I had worn new shoes, as my new job required a professional wardrobe that I did not yet own. I had purposefully taken that specific bus to lessen the distance my poor squished feet would be required to walk. I vowed that I would never take that f&*&king bus again! 

Our mornings, as we rush to get ready to drop mommy off, are a bit hectic to say the least. We try to let Maya sleep in as late as we can and still get out the door by 7:45 a.m. Prior to waking her, Dave and I enjoy a coffee or two, if we’re lucky, in peace. It is our only bit of peace together for the most part. I cherish those moments (aside from the times I want to throw Dave’s phone in the toilet). The problem with our carefully structured timing, however, is that it doesn’t allow for one minute of deviation. If Maya, for instance, decides she is going to go poo poo on the potty, which can take quite awhile depending on how many songs she will sing whilst on her throne, we have to do some major catch up to get out of the door.

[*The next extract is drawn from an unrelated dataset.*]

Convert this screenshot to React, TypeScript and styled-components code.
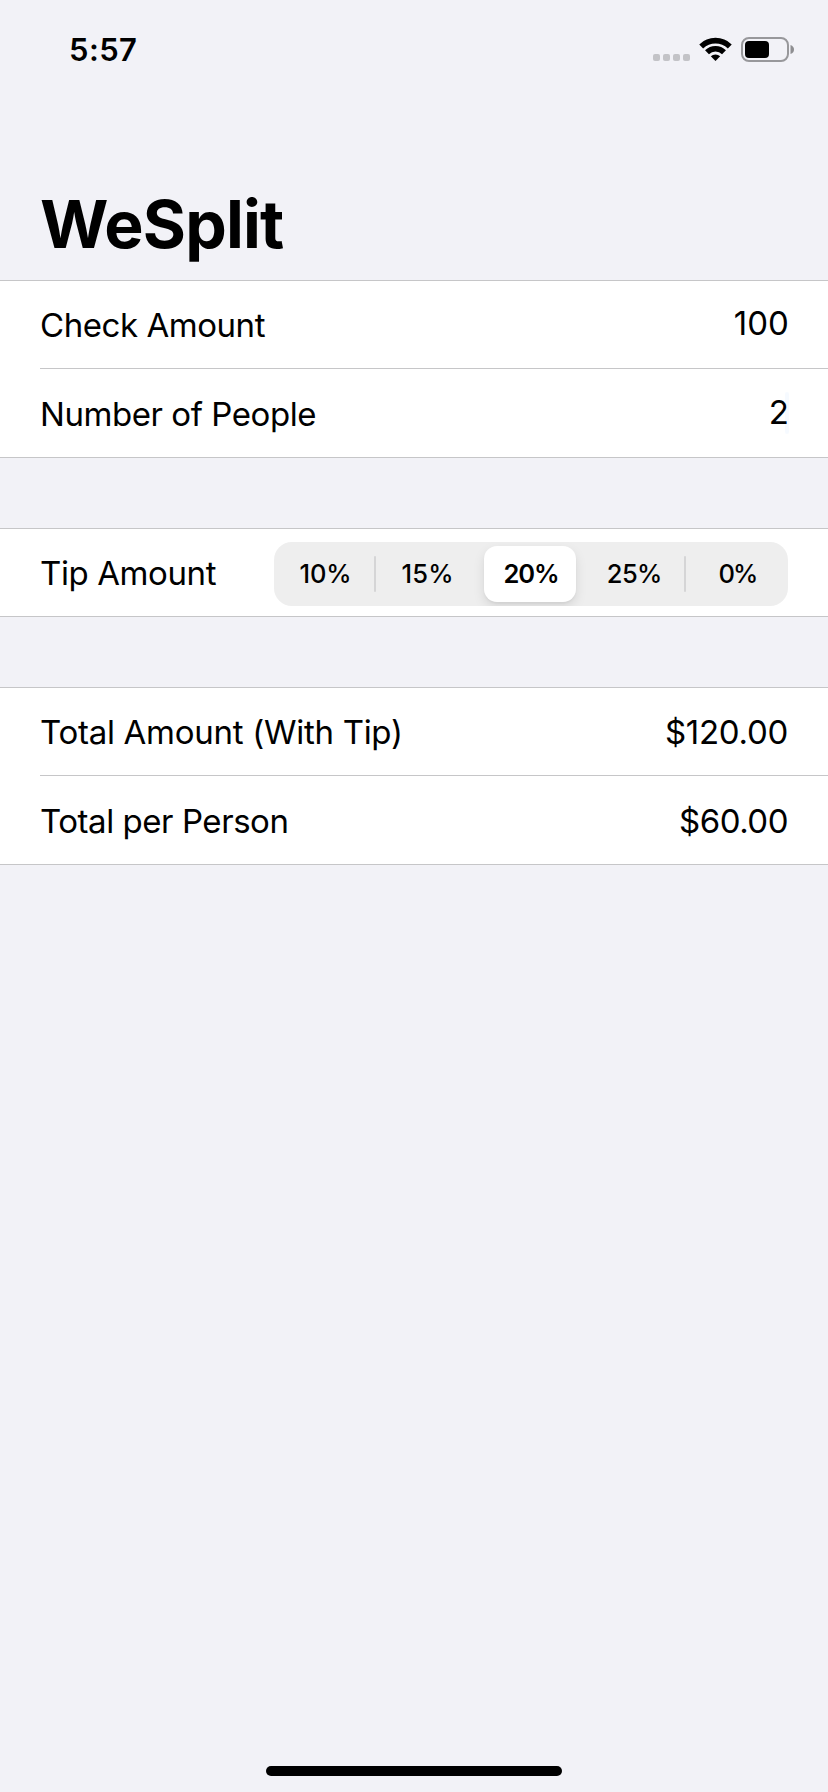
import React, { useState } from "react";
import styled, { createGlobalStyle } from "styled-components";

const GlobalStyle = createGlobalStyle`
  *, *::before, *::after { box-sizing: border-box; }
  body { margin: 0; background: #f2f2f7; }
`;

const Screen = styled.div`
  display: flex;
  flex-direction: column;
  width: 828px;
  height: 1792px;
  background: #f2f2f7;
  color: #000;
  font-family: Inter, "Liberation Sans", sans-serif;
  white-space: nowrap;
`;

const StatusBar = styled.header`
  display: flex;
  justify-content: space-between;
  align-items: center;
  height: 100px;
  padding: 0 33px 0 69px;
`;

const Clock = styled.time`
  font-size: 31px;
  font-weight: 600;
  line-height: 40px;
  letter-spacing: 0.4px;
`;

const StatusIcons = styled.div`
  display: flex;
  align-items: flex-start;
  height: 26px;
`;

const Title = styled.h1`
  margin: 0;
  height: 180px;
  padding: 84px 0 0 40px;
  font-size: 66px;
  font-weight: 700;
  line-height: 80px;
  letter-spacing: -0.86px;
`;

const Section = styled.section`
  flex: none;
  margin-bottom: 70px;
  border: solid #c6c6c8;
  border-width: 1px 0;
  background: #fff;
`;

const Row = styled.div<{ $height: number; $divided?: boolean }>`
  display: flex;
  justify-content: space-between;
  height: ${(p) => p.$height}px;
  margin-left: 40px;
  padding-right: 40px;
  border-bottom: ${(p) => (p.$divided ? "1px solid #c6c6c8" : "none")};

  & + & {
    padding-top: 1px;
  }
`;

const Label = styled.span<{ $spacing: number }>`
  font-size: 33px;
  line-height: 88px;
  letter-spacing: ${(p) => p.$spacing}px;
`;

const Amount = styled(Label)``;

const Entry = styled(Label)`
  position: relative;
  margin-right: -1px;
  line-height: 84px;
`;

const Caret = styled.i`
  position: absolute;
  top: 22px;
  right: 0;
  width: 4px;
  height: 42px;
  border-radius: 2px;
  background: rgba(0, 122, 255, 0.035);
`;

const Segments = styled.div`
  display: grid;
  grid-template-columns: 101px 1fr 1fr 1fr 103px;
  align-items: center;
  width: 514px;
  height: 64px;
  margin-top: 13px;
  border-radius: 18px;
  background: #eeeeee;
  overflow: hidden;
`;

const Segment = styled.button<{ $selected: boolean; $divider: boolean; $spacing: number }>`
  position: relative;
  justify-self: center;
  width: ${(p) => (p.$selected ? "92px" : "100%")};
  height: 56px;
  padding: 0 0 0 2px;
  border: 0;
  border-radius: 13px;
  background: ${(p) => (p.$selected ? "#fff" : "transparent")};
  box-shadow: ${(p) => (p.$selected ? "0 5px 12px rgba(0,0,0,.1), 0 2px 2px rgba(0,0,0,.04)" : "none")};
  color: #000;
  font: ${(p) => (p.$selected ? 600 : 500)} 25.5px/56px Inter, "Liberation Sans", sans-serif;
  letter-spacing: ${(p) => p.$spacing}px;

  &::after {
    content: "";
    display: ${(p) => (p.$divider ? "block" : "none")};
    position: absolute;
    top: 10px;
    right: -1px;
    width: 2px;
    height: 36px;
    border-radius: 1px;
    background: #d5d5d6;
  }
`;

const HomeIndicator = styled.div`
  width: 296px;
  height: 10px;
  margin: auto auto 16px;
  border-radius: 5px;
  background: #000;
`;

function SignalIcon() {
  return (
    <svg width="142" height="26" viewBox="0 0 142 26" aria-hidden="true">
      <g fill="#c3c3c7">
        <rect x="0" y="17" width="7" height="7" rx="2" />
        <rect x="10" y="17" width="7" height="7" rx="2" />
        <rect x="20" y="17" width="7" height="7" rx="2" />
        <rect x="30" y="17" width="7" height="7" rx="2" />
      </g>
      <g fill="none" stroke="#000" strokeWidth="5.6">
        <path d="M48.2 9.4A20.7 20.7 0 0 1 76.8 9.4" />
        <path d="M54 15.2A12.2 12.2 0 0 1 71 15.2" />
      </g>
      <path d="M62.5 24L57.8 19.3A6.9 6.9 0 0 1 67.2 19.3Z" />
      <rect x="89" y="1" width="46" height="23" rx="7" fill="none" stroke="#98989b" strokeWidth="2" />
      <rect x="92" y="4" width="24" height="17" rx="4" />
      <path d="M137.5 8C140 9 141 10.5 141 12.5S140 16 137.5 17Z" fill="#8e8e91" />
    </svg>
  );
}

const tips = [
  { text: "10%", spacing: -0.17, divider: true },
  { text: "15%", spacing: 0.3, divider: false },
  { text: "20%", spacing: -1.1, divider: false },
  { text: "25%", spacing: -0.6, divider: true },
  { text: "0%", spacing: -1.9, divider: false },
];

export default function App() {
  const [selected, setSelected] = useState("20%");
  return (
    <Screen>
      <GlobalStyle />
      <StatusBar>
        <Clock>5:57</Clock>
        <StatusIcons>
          <SignalIcon />
        </StatusIcons>
      </StatusBar>
      <Title>WeSplit</Title>
      <Section>
        <Row $height={88} $divided>
          <Label $spacing={-0.45}>Check Amount</Label>
          <Entry $spacing={0.1}>100</Entry>
        </Row>
        <Row $height={88}>
          <Label $spacing={-0.44}>Number of People</Label>
          <Entry $spacing={0}>
            2<Caret />
          </Entry>
        </Row>
      </Section>
      <Section>
        <Row $height={87}>
          <Label $spacing={-0.4}>Tip Amount</Label>
          <Segments>
            {tips.map((tip) => (
              <Segment
                key={tip.text}
                $selected={tip.text === selected}
                $divider={tip.divider}
                $spacing={tip.spacing}
                onClick={() => setSelected(tip.text)}
              >
                {tip.text}
              </Segment>
            ))}
          </Segments>
        </Row>
      </Section>
      <Section>
        <Row $height={88} $divided>
          <Label $spacing={-0.28}>Total Amount (With Tip)</Label>
          <Amount $spacing={-0.28}>$120.00</Amount>
        </Row>
        <Row $height={88}>
          <Label $spacing={-0.45}>Total per Person</Label>
          <Amount $spacing={-0.5}>$60.00</Amount>
        </Row>
      </Section>
      <HomeIndicator />
    </Screen>
  );
}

Maya has taken to prolonging things she hates to do. She loves almost everything, but avoids the routine, mundane things that most of us don’t enjoy, but have to do nonetheless. Like going to bed. Or driving mommy to work. At night it’s things like brushing her teeth, flossing her teeth, blow drying and combing her hair, and getting her pajamas on. Her favourite prolonging the inevitable tactic is to run throughout the house stark naked singing at the top of her lungs or squealing in delight and then hiding behind the curtains in our living room. The routine is that she will stick her legs out from under the curtain. I will happen upon them. I will remark “Oh my goodness what are these legs doing here? I wonder whose legs they are? These toes look like Maya toes. Do they taste like Maya toes? Do these knees tickle like Maya knees? I think I’ve found a Maya!” as I pull back the curtain and she squeals with delight.

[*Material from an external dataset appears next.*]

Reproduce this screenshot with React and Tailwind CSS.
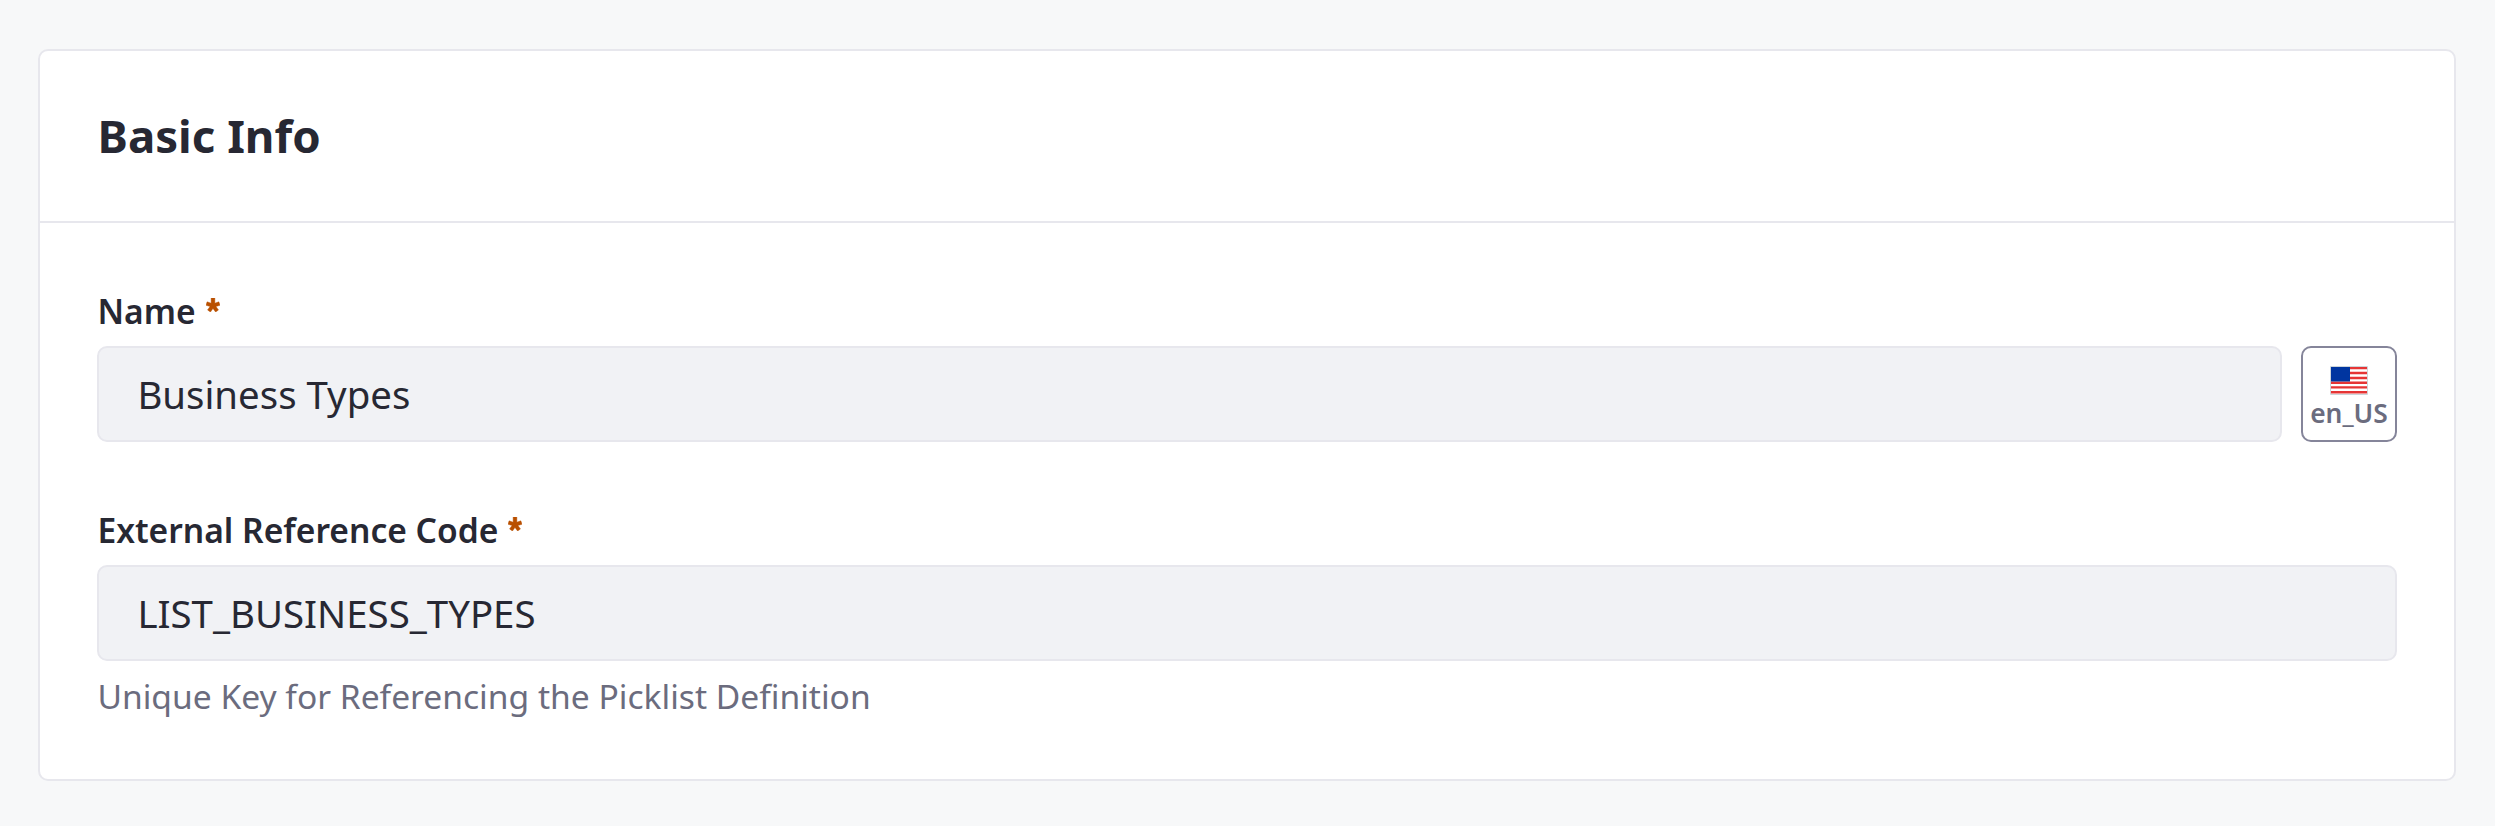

This darting off routine will happen during every transition: from bath to getting dried off; getting dry to getting pajamas on; getting pajamas on to drying hair etc. etc. When she dilly dallies at night, really the worst that happens is she gets one less bed time story, or goes to bed a bit later than normal. So I indulge her. But now these routines are showing up all over the place. When we get home and get out of the car, she now has to climb into the front seat, look into the passenger mirror on the visor and yell some strange and angry language into it, then climb over to the driver’s side and do the same thing to that mirror. If she doesn’t get a chance to do this routine there will be wailing. And it will be loud.

These delaying routines have now started to leak into our morning routines. This is not good. Most of the time in our dealings with her running away stark naked routine at night, Dave and I are a version of our “best parent selves”; we use humour, creativity, encouragement, singing, games etc. to get her to move it along. Occasionally, if she is being especially naughty, we try to discipline her. Ha! We tried time outs in her crib a couple of times. We diligently and with Very Serious Expressions took out all of her toys, blankets and pillows and told her she would have to stay in the crib for 3 minutes. She LOVED it. Whenever she did something naughty she would ask excitedly “Do I get a time out?” The only “threat” that has even remotely worked was taking away tomorrow’s cherished time with Dora the Explorer. I am a firm believer in picking one’s battles, and picking them wisely. Dave often calls this indulging, but I swear that if we measured our sanity levels, mine would be in the moderately sane range. And his? I won’t contemplate as he will likely read this. In the mornings, however, we are not any version of our Best Parent Selves. There is no time for that parent. We rely totally on the “Maya get over here and get your shoes on! We don’t have time for this!” parent.

This morning, a Monday and my first back to work day, Maya’s nightly procrastination routine leaked into the morning. It was one of those days where the minutes slipped by so imperceptibly that I would almost swear I had had a mini stroke that impaired my ability to assess time. We were late. And Maya only wanted to wear her brand new pink long underwear, which were covered in hot chocolate from the night before as she tried to drink it from a mug all by herself. Then her purple underwear was nowhere to be found, nor were any purple clothes (they all being in the wash that I had forgotten to do over the weekend). This is close to a Very Big Disaster in her mind as she LOVES LOVES LOVES purple. At first she had worn all shades of purple, meaning I had 4 pairs of tights to choose from, but this has suddenly changed and now light purple will not do. 

We finally got her dressed and at the front door to put her boots on when she sprinted down the hall gleefully running away. This led to tears as Dave caught up to her and carried her back. Our rushing didn’t even help. I missed the sea bus by about 30 seconds. 

My conclusion is that my hate of commuting has to balance with the facts. Fact one is that Dave and I are hopelessly disorganized and will never be the kind of parents who prepare lunches the day before, or have the coffee all ready to go the night before, or who even know where their clothes are, let alone what they are going to wear that day. Fact two is that we have a 2 1/2 year old, who loves to play. I don’t want the few moments I share with her in the morning to be battles. The new plan? A compromise. I’ll take the bus on the days they have pre-school and they will continue to pick me up at night. And I won’t secretly look at apartments in Vancouver. North Van, even with the crappy commute, is a good place to live.